Mayes-Tang’s class is intended for non-math specialists and combines historical topics with lessons in probability, group theory and knot theory.

It also invites students to think about the future. As part of a final assignment, students will be expected to propose solutions to improve the experiences of girls and women in math.As in other STEM subjects, women have been historically under-represented in math. In Canada, the share of women studying math or a related subject in 2010 was around 42 per cent.

Mayes-Tang aims to offer students a fuller picture of the discipline than they received from kindergarten to the end of high school, and hopes they develop a positive relationship with mathematics. 

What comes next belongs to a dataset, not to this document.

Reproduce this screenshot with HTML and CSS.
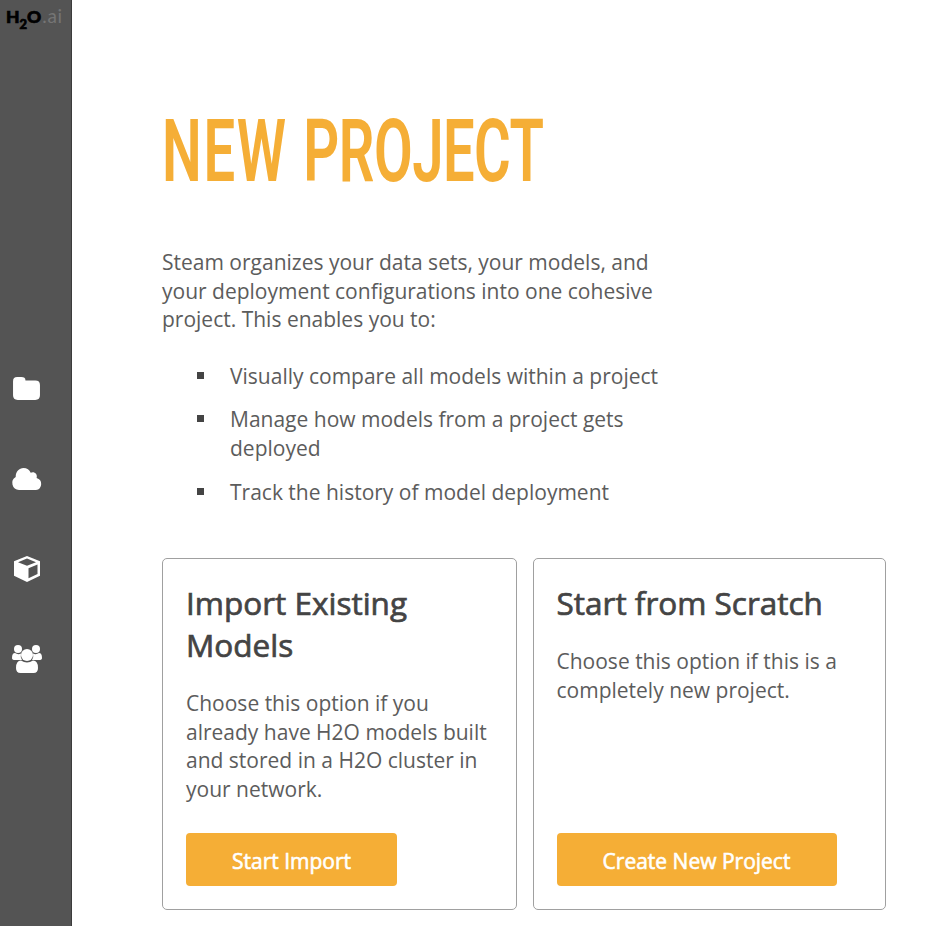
FILE: index.html
```html
<!DOCTYPE html>
<html lang="en">
<head>
<meta charset="utf-8">
<title>New Project</title>
<link rel="stylesheet" href="styles.css">
</head>
<body>
<div class="app">
  <nav class="sidebar">
    <div class="logo"><b>H<span class="sub">2</span><span class="wide-o">O</span></b><span class="ai">.ai</span></div>
    <div class="nav-items">
      <a class="nav-item"><svg width="29" height="25" viewBox="0 0 28 24"><path d="M1 5Q1 1 5 1H9Q13 1 13 4.200H22.500Q27 4.200 27 8.500V18.500Q27 23 22.500 23H5.500Q1 23 1 18.500Z"/></svg></a>
      <a class="nav-item"><svg width="32" height="24" viewBox="0 0 32 24"><path d="M8 23A7 7 0 0 1 4.700 10C4.600 4.500 8.200 1 12.500 1C16 1 18.500 3 19.700 5.800C22.500 3.800 27 6.500 25.600 10.900A6.200 6.200 0 0 1 25 23Z"/></svg></a>
      <a class="nav-item"><svg width="28" height="28" viewBox="0 0 28 28"><path fill-rule="evenodd" d="M14 1L27 6.200V20.800L14 27L1 20.800V6.200ZM14 3.600L5 7.200L14 10.800L23 7.200ZM15.500 13.200V23.300L24.500 19V9.400Z"/></svg></a>
      <a class="nav-item"><svg width="32" height="30" viewBox="0 0 32 30"><circle cx="7" cy="5" r="4"/><circle cx="25" cy="5" r="4"/><path d="M1 14Q1 9 4 9Q7 11 10 9.500Q9 13 11 16H4Q1 16 1 14ZM31 14Q31 9 28 9Q25 11 22 9.500Q23 13 21 16H28Q31 16 31 14Z"/><circle cx="16" cy="11" r="6"/><path d="M5 24Q5 16.500 10 16.500Q16 20.500 22 16.500Q27 16.500 27 24Q27 29 22.500 29H9.500Q5 29 5 24Z"/></svg></a>
    </div>
  </nav>
  <main class="content">
    <h1 class="title"><span class="title-text"><span class="loose">NEW </span><span class="tight">PROJECT</span></span></h1>
    <p class="intro">Steam organizes your data sets, your models, and<br>your deployment configurations into one cohesive<br>project. This enables you to:</p>
    <ul class="benefits">
      <li>Visually compare all models within a project</li>
      <li>Manage how models from a project gets<br>deployed</li>
      <li>Track the history of model deployment</li>
    </ul>
    <div class="cards">
      <section class="card">
        <h2>Import Existing<br>Models</h2>
        <p>Choose this option if you<br>already have H2O models built<br>and stored in a H2O cluster in<br>your network.</p>
        <button class="btn">Start Import</button>
      </section>
      <section class="card">
        <h2>Start from Scratch</h2>
        <p>Choose this option if this is a<br>completely new project.</p>
        <button class="btn btn-wide">Create New Project</button>
      </section>
    </div>
  </main>
</div>
</body>
</html>
```
FILE: styles.css
```css
* { box-sizing: border-box; }
body {
  margin: 0;
  background: #fff;
  color: #5c5c5c;
  font: 400 21px/28.6px "Open Sans", sans-serif;
}
h1, h2, p, ul { margin: 0; padding: 0; }
.app { display: flex; width: 932px; height: 926px; overflow: hidden; }
.sidebar {
  flex: none;
  width: 72px;
  background: #545454;
  border-right: 1px solid #3c3c3c;
}
.logo {
  height: 36px;
  padding: 2px 0 0 6px;
  color: #000;
  font: 900 17.5px/28px Lato, sans-serif;
  white-space: nowrap;
}
.logo b { font-weight: 900; -webkit-text-stroke: 0.7px #000; }
.sub { font-size: 13px; position: relative; top: 6px; }
.wide-o { letter-spacing: 1px; }
.ai { color: #757575; font-weight: 400; font-size: 19px; letter-spacing: 0.7px; }
.nav-items { padding-top: 307px; }
.nav-item {
  display: flex;
  align-items: center;
  justify-content: center;
  width: 53px;
  height: 90.4px;
}
.nav-item svg { fill: #fff; flex: none; }
.content { flex: none; width: 815px; padding: 99px 0 0 90px; }
.title {
  height: 149px;
  color: #f5ae36;
  font: 600 88px/104px Roboto, sans-serif;
  white-space: nowrap;
}
.title-text { display: inline-block; transform: scaleX(0.638); transform-origin: 0 0; }
.loose { letter-spacing: 2.6px; }
.tight { letter-spacing: -0.8px; }
.benefits { list-style: none; padding: 28px 0 0 34px; }
.benefits li {
  display: flow-root;
  padding-left: 34px;
  margin-bottom: 15px;
  background: linear-gradient(#444, #444) 1px 10px / 7px 7px no-repeat;
}
.cards { display: flex; gap: 16px; margin-top: 52px; }
.card {
  display: flex;
  flex-direction: column;
  align-items: flex-start;
  width: 355px;
  height: 352px;
  padding: 23px 23px;
  border: 1px solid #a0a0a0;
  border-radius: 5px;
}
.card + .card { width: 353px; padding-left: 22.500px; }
.card h2 {
  margin-bottom: 23px;
  color: #444;
  font: 400 31.5px/42px "Open Sans", sans-serif;
  -webkit-text-stroke: 0.7px #444;
}
.btn {
  width: 211px;
  height: 53px;
  margin-top: auto;
  padding: 3px 0 0;
  border: 0;
  border-radius: 4px;
  background: #f5ae36;
  color: #fff;
  font: 400 21px/28px "Open Sans", sans-serif;
  -webkit-text-stroke: 0.6px #fff;
}
.btn-wide { width: 280px; }
```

“Diagram of the Causes of Mortality,” by Florence Nightingale (photo via Wikimedia Commons)

Similarly, Karen Smith, a professor at the University of Michigan who was Mayes-Tang’s PhD supervisor, says she hopes Mayes-Tang’s U of T course will inspire more young women and men to pursue math. 

Smith recalls the first time she saw the pronoun “she” used in her textbook to describe someone who had done important work in math (a reference to Noether).

“This was shocking and inspirational to me,” Smith says in an email. “I can’t really say that I have had any women mentors, as there were no women professors in the field in the generation before mine, but knowing Emmy Noether had done something important in the 1930s was definitely meaningful for me.”